Some currency movement over the past five weeks has conformed to contrasting monetary policy signals, but other situations have not.  Theory would suggest the wisdom of buying the currencies of Britain, Singapore, and Canada but selling yen, Swiss francs, Aussie dollars, and the Brazilian real. The Canadian dollar has strengthened since March 16 by slightly more than 2% against the Aussie dollar, where a rate cut in May looks more than plausible, but only about 0.5% versus the kiwi where only delayed tightening is in prospect. Sterling has strengthened some 4% against the euro from a low of 0.8505 per euro on February 24.  The euro has repeatedly received support above $1.3000, defying predictions that it is headed for the low 1.20s.  On the other hand, the yen and Swiss franc have retained a resilience that defies government guidance.  Dollar/yen fell about 2% this past week, and the Swissie has been hovering around the 1.2000 per euro target ceiling.

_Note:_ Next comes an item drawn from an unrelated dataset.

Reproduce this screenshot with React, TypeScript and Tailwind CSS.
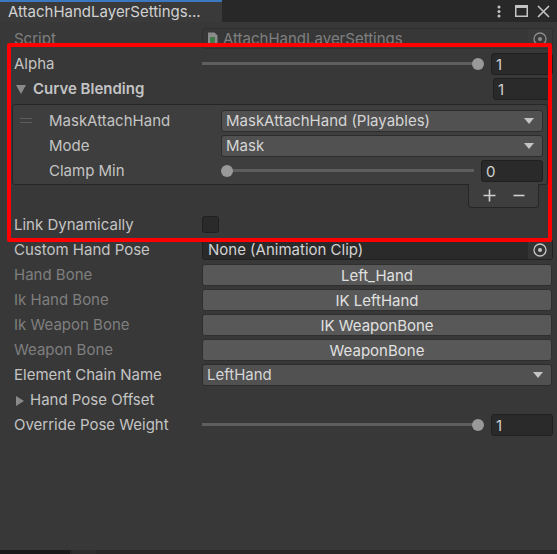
import type { ReactNode } from 'react';

const font = { fontFamily: 'Inter, "Noto Sans", sans-serif' };

// small drawings used by the inspector fields
function DropArrow() {
  return (
    <svg width="10" height="6" viewBox="0 0 10 6" className="shrink-0">
      <polygon points="0,0 10,0 5,6" fill="#c4c4c4" />
    </svg>
  );
}

function TargetIcon() {
  return (
    <svg width="14" height="14" viewBox="0 0 14 14">
      <circle cx="7" cy="7" r="6" fill="none" stroke="#c4c4c4" strokeWidth="1.3" />
      <circle cx="7" cy="7" r="2" fill="#c4c4c4" />
    </svg>
  );
}

function ScriptIcon() {
  return (
    <svg width="11" height="14" viewBox="0 0 11 14" className="shrink-0">
      <path d="M1 0.5h6.5l3 3v10h-9.5z" fill="#8c8c8c" />
      <rect x="3" y="5" width="5" height="6" fill="#3f7d4c" />
    </svg>
  );
}

function Row({ label, dim, children, bold }: { label: ReactNode; dim?: boolean; bold?: boolean; children?: ReactNode }) {
  return (
    <div className="flex h-[25px] items-center">
      <div
        className={`w-[188px] shrink-0 truncate pt-[2px] ${dim ? 'text-[#7f7f7f]' : 'text-[#c4c4c4]'} ${bold ? 'font-semibold' : ''}`}
      >
        {label}
      </div>
      <div className="flex min-w-0 flex-1 items-center">{children}</div>
    </div>
  );
}

function NumberField({ value, w = 'w-[62px]' }: { value: string; w?: string }) {
  return (
    <div className={`${w} h-[22px] shrink-0 rounded-[3px] border border-[#1f1f1f] bg-[#2a2a2a] pl-[4px] leading-[21px] text-[#d2d2d2]`}>
      {value}
    </div>
  );
}

function Slider({ at, value, field = 'w-[62px]', gap = 'ml-[7px]' }: { at: 'start' | 'end'; value: string; field?: string; gap?: string }) {
  return (
    <div className="flex flex-1 items-center">
      <div className="relative flex h-[14px] flex-1 items-center">
        <div className={`h-[3px] flex-1 bg-[#5e5e5e] ${at === 'start' ? 'ml-[6px]' : 'mr-[6px]'}`} />
        <div
          className={`absolute top-[1px] h-[12px] w-[12px] rounded-full bg-[#999999] ${at === 'start' ? 'left-0' : 'right-0'}`}
        />
      </div>
      <div className={gap}>
        <NumberField value={value} w={field} />
      </div>
    </div>
  );
}

function Dropdown({ text }: { text: string }) {
  return (
    <div className="flex h-[22px] flex-1 items-center justify-between rounded-[3px] border border-[#2c2c2c] bg-[#515151] pl-[4px] pr-[8px] text-[#d6d6d6]">
      <span className="truncate pt-[1px]">{text}</span>
      <DropArrow />
    </div>
  );
}

function BoneButton({ text }: { text: string }) {
  return (
    <div className="mr-[1px] h-[22px] flex-1 rounded-[3px] border border-[#2f2f2f] bg-[#585858] text-center leading-[21px] text-[#e0e0e0]">
      {text}
    </div>
  );
}

export default function App() {
  return (
    <div className="flex h-[554px] w-[557px] flex-col overflow-hidden bg-[#383838] text-[15px]" style={font}>
      {/* tab strip */}
      <div className="flex h-[22px] shrink-0 bg-[#282828]">
        <div className="w-[222px] border-t-2 border-[#3b78c0] bg-[#3a3a3a] pl-[8px] leading-[20px] text-[#d2d2d2]">
          AttachHandLayerSettings...
        </div>
        <div className="flex flex-1 items-center justify-end gap-[9px] pr-[7px]">
          <svg width="4" height="13" viewBox="0 0 4 13">
            <circle cx="2" cy="2" r="1.5" fill="#c4c4c4" />
            <circle cx="2" cy="6.5" r="1.5" fill="#c4c4c4" />
            <circle cx="2" cy="11" r="1.5" fill="#c4c4c4" />
          </svg>
          <svg width="13" height="12" viewBox="0 0 13 12" className="ml-[5px]">
            <rect x="0.75" y="0.75" width="11.5" height="10.5" fill="none" stroke="#c4c4c4" strokeWidth="1.5" />
            <rect x="0.5" y="0.5" width="12" height="2.5" fill="#c4c4c4" />
          </svg>
          <svg width="13" height="13" viewBox="0 0 13 13">
            <path d="M1 1L12 12M12 1L1 12" stroke="#c4c4c4" strokeWidth="1.6" />
          </svg>
        </div>
      </div>

      {/* inspector body */}
      <div className="relative flex-1 pl-[14px] pr-[4px] pt-[4px]">
        <Row label="Script" dim>
          <div className="flex h-[21px] flex-1 items-center rounded-[3px] border border-[#303030] bg-[#373737] text-[#7f7f7f]">
            <div className="flex flex-1 items-center gap-[5px] pl-[4px]">
              <ScriptIcon />
              <span className="truncate pt-[1px]">AttachHandLayerSettings</span>
            </div>
            <div className="flex h-full w-[24px] items-center justify-center bg-[#3d3d3d] opacity-60">
              <TargetIcon />
            </div>
          </div>
        </Row>

        <Row label="Alpha">
          <Slider at="end" value="1" />
        </Row>

        <Row
          bold
          label={
            <span className="flex items-center gap-[7px] pl-[2px]">
              <svg width="10" height="9" viewBox="0 0 10 9">
                <polygon points="0,0 10,0 5,9" fill="#8a8a8a" />
              </svg>
              Curve Blending
            </span>
          }
        >
          <div className="flex flex-1 justify-end pr-[3px]">
            <NumberField value="1" w="w-[57px]" />
          </div>
        </Row>

        {/* reorderable list */}
        <div className="ml-[-2px] mr-[5px] mt-[3px] rounded-[3px] border border-[#262626] bg-[#3e3e3e] pb-[1px] pr-[4px] pt-[3px]">
          <div className="flex h-[25px] items-center">
            <div className="flex w-[36px] shrink-0 flex-col gap-[3px] pl-[7px]">
              <div className="h-[1px] w-[12px] bg-[#5c5c5c]" />
              <div className="h-[1px] w-[12px] bg-[#5c5c5c]" />
            </div>
            <div className="w-[172px] shrink-0 pt-[2px] text-[#c4c4c4]">MaskAttachHand</div>
            <Dropdown text="MaskAttachHand (Playables)" />
          </div>
          <div className="flex h-[25px] items-center">
            <div className="w-[36px] shrink-0" />
            <div className="w-[172px] shrink-0 pt-[2px] text-[#c4c4c4]">Mode</div>
            <Dropdown text="Mask" />
          </div>
          <div className="flex h-[25px] items-center">
            <div className="w-[36px] shrink-0" />
            <div className="w-[172px] shrink-0 pt-[2px] text-[#c4c4c4]">Clamp Min</div>
            <Slider at="start" value="0" />
          </div>
        </div>
        <div className="mr-[14px] flex justify-end">
          <div className="mt-[-1px] flex h-[24px] w-[71px] items-center justify-center gap-[17px] rounded-b-[4px] border border-t-0 border-[#262626] bg-[#3e3e3e] text-[#d0d0d0]">
            <svg width="13" height="13" viewBox="0 0 13 13">
              <path d="M6.5 0.5v12M0.5 6.5h12" stroke="#d0d0d0" strokeWidth="1.6" />
            </svg>
            <svg width="12" height="13" viewBox="0 0 12 13">
              <path d="M0.5 6.5h11" stroke="#d0d0d0" strokeWidth="1.6" />
            </svg>
          </div>
        </div>

        <div className="mt-[4px]">
          <Row label="Link Dynamically">
            <div className="h-[17px] w-[17px] rounded-[3px] border border-[#1f1f1f] bg-[#2a2a2a]" />
          </Row>
        </div>

        <Row label="Custom Hand Pose">
          <div className="flex h-[21px] flex-1 items-center rounded-[3px] border border-[#212121] bg-[#2a2a2a] text-[#d2d2d2]">
            <span className="flex-1 truncate pl-[5px] pt-[1px]">None (Animation Clip)</span>
            <div className="flex h-full w-[24px] items-center justify-center bg-[#343434]">
              <TargetIcon />
            </div>
          </div>
        </Row>
        <Row label="Hand Bone" dim>
          <BoneButton text="Left_Hand" />
        </Row>
        <Row label="Ik Hand Bone" dim>
          <BoneButton text="IK LeftHand" />
        </Row>
        <Row label="Ik Weapon Bone" dim>
          <BoneButton text="IK WeaponBone" />
        </Row>
        <Row label="Weapon Bone" dim>
          <BoneButton text="WeaponBone" />
        </Row>
        <Row label="Element Chain Name">
          <div className="mr-[1px] flex flex-1">
            <Dropdown text="LeftHand" />
          </div>
        </Row>
        <Row
          label={
            <span className="flex items-center gap-[6px] pl-[2px]">
              <svg width="8" height="10" viewBox="0 0 8 10">
                <polygon points="0,0 8,5 0,10" fill="#8a8a8a" />
              </svg>
              Hand Pose Offset
            </span>
          }
        />
        <Row label="Override Pose Weight">
          <Slider at="end" value="1" />
        </Row>

        {/* highlight frame drawn over the blending section */}
        <div className="pointer-events-none absolute left-[7px] top-[21px] h-[199px] w-[545px] rounded-[2px] border-4 border-[#ff0000]" />
      </div>

      {/* bottom status strip */}
      <div className="flex h-[4px] shrink-0 bg-[#282828]">
        <div className="w-[70px] bg-[#191919]" />
        <div className="ml-[2px] w-[24px] bg-[#2d2d2d]" />
      </div>
    </div>
  );
}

Without the simplistic conformity of currency action to a few basic rules of thumb, market behavior has settled into a choppy of a risk on-risk off metric, where momentum is only as old as the latest news headline regarding euro debt, corporate earnings, or any number of political tugs-of-war.  The ping-pong match of risk on, then off, then on again is no substitute for a real theme that might actually deliver cumulating directional movement.  In 1973 after the birth of floating dollar rates, the U.S. currency swooned over 20% from DEM 2.90 in early March to DEM 2.20 four months later yet managed to recover all those losses later in the year.  Likewise, the dollar recorded a 20-pfennig, 6%+ drop against the German currency between a Friday and following Monday in September 1984, and it also fell from JPY 264 to JPY 200 over the last eight months of 1980.  The scope for movements of such magnitude seem forever gone even in a world where the demise of the euro is one possible outcome.